## Task
Identify the lines that include the word "styles", then copy all of them.

## Data for processing
--

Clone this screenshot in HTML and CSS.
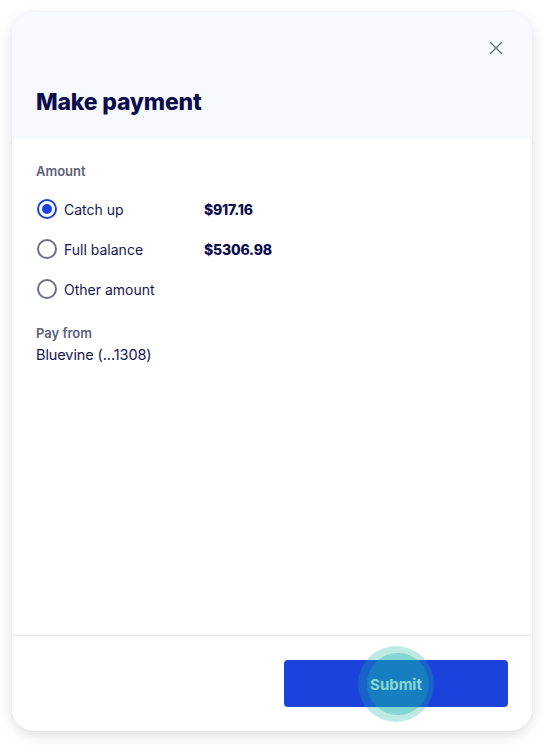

--

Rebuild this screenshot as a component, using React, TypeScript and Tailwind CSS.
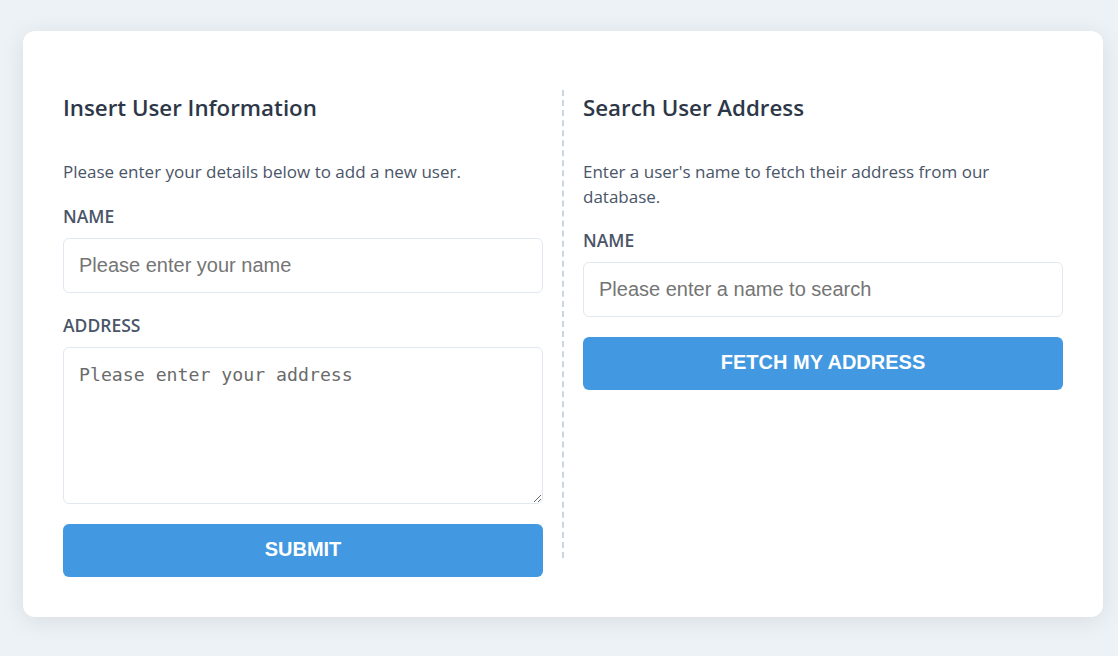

--

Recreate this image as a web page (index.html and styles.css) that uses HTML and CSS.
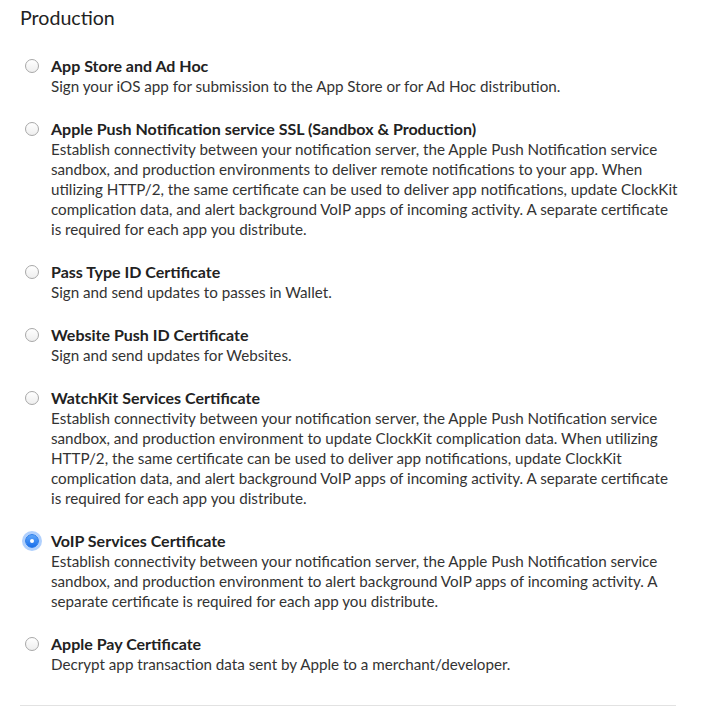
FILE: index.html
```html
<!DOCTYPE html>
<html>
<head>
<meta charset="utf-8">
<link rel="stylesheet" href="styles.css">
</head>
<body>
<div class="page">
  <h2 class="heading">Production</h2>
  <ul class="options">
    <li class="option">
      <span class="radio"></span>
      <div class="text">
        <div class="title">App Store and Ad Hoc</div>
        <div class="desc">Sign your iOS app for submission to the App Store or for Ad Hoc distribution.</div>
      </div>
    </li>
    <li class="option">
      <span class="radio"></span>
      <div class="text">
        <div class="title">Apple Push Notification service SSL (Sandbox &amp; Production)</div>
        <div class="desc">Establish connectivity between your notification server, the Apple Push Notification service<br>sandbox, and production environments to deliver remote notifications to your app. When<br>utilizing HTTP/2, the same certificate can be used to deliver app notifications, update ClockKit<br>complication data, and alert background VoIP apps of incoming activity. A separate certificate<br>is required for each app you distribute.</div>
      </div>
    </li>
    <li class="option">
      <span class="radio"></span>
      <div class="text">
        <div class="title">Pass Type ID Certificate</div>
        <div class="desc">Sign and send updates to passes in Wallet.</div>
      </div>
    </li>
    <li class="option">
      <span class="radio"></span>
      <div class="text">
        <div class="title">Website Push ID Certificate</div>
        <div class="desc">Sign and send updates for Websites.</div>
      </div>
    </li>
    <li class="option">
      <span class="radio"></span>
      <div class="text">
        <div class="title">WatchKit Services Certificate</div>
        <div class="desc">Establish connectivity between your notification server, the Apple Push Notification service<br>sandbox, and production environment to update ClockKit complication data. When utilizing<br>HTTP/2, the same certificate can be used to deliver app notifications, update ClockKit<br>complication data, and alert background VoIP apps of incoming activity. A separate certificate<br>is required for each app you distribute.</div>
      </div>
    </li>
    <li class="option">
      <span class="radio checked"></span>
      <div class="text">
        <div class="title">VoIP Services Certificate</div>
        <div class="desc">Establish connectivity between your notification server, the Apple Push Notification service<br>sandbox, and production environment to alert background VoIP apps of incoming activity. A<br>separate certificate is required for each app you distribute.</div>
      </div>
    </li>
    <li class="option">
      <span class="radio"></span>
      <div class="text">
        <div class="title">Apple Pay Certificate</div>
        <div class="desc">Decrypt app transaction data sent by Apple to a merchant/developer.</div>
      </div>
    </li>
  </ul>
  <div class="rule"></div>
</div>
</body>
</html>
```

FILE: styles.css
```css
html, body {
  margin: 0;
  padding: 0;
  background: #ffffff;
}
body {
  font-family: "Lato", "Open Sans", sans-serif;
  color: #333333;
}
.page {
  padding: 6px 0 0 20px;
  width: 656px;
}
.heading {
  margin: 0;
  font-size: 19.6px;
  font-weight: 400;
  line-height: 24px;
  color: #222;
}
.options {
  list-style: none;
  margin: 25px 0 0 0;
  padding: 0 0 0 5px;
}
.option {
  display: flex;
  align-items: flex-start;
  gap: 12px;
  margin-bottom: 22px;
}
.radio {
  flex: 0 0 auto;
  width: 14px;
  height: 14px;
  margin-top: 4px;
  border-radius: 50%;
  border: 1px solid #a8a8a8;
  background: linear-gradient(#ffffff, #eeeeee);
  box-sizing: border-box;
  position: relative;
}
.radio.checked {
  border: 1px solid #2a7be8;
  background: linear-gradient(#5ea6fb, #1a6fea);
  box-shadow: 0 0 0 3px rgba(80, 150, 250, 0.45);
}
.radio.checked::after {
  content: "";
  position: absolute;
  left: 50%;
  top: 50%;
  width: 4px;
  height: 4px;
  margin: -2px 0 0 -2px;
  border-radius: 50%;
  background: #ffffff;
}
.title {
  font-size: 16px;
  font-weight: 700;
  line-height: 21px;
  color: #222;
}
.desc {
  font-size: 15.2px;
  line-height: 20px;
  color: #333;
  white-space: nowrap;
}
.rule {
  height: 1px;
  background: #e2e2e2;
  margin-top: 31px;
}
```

--

## Finished exercise
Recreate this image as a web page (index.html and styles.css) that uses HTML and CSS.
<link rel="stylesheet" href="styles.css">
FILE: styles.css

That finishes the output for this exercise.